In order to transform a string onto a python list, the string is read character by character. If we have a very long string (for instance the entire body of a message) this can take a long time. To solve this, the type of each atom is guessed using a regular expression. When a regex matches, the final position of the match is extracted and, this way, we can jump to the end of the atom instead of going through all the bytes of the string. Using python slices the current atom is extracted and added to the current result (that is a list).

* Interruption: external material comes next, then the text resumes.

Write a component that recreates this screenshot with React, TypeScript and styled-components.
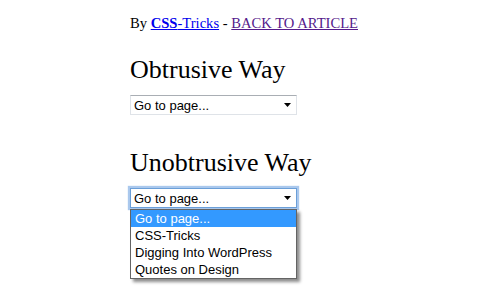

The possible nested sub expressions are extracted relying on the fact that in python the lists are assigned by reference (very much like the usage of pointers on lower level languages). As soon as a '(' is found, a new list is created and all the atoms found from this point on are appended to this new list. The previous list that was being used is stored on a list stack (simply a list of lists). When a ')' is found on the string, we make the previously used list the current one, remove the reference to it from the list stack and continue to add atoms to it.
Using python 2.5 on a Pentium D at 3.4GHz, this function takes about 0.3ms to parse the example line above (on average). This performance level is just about right for what I needed.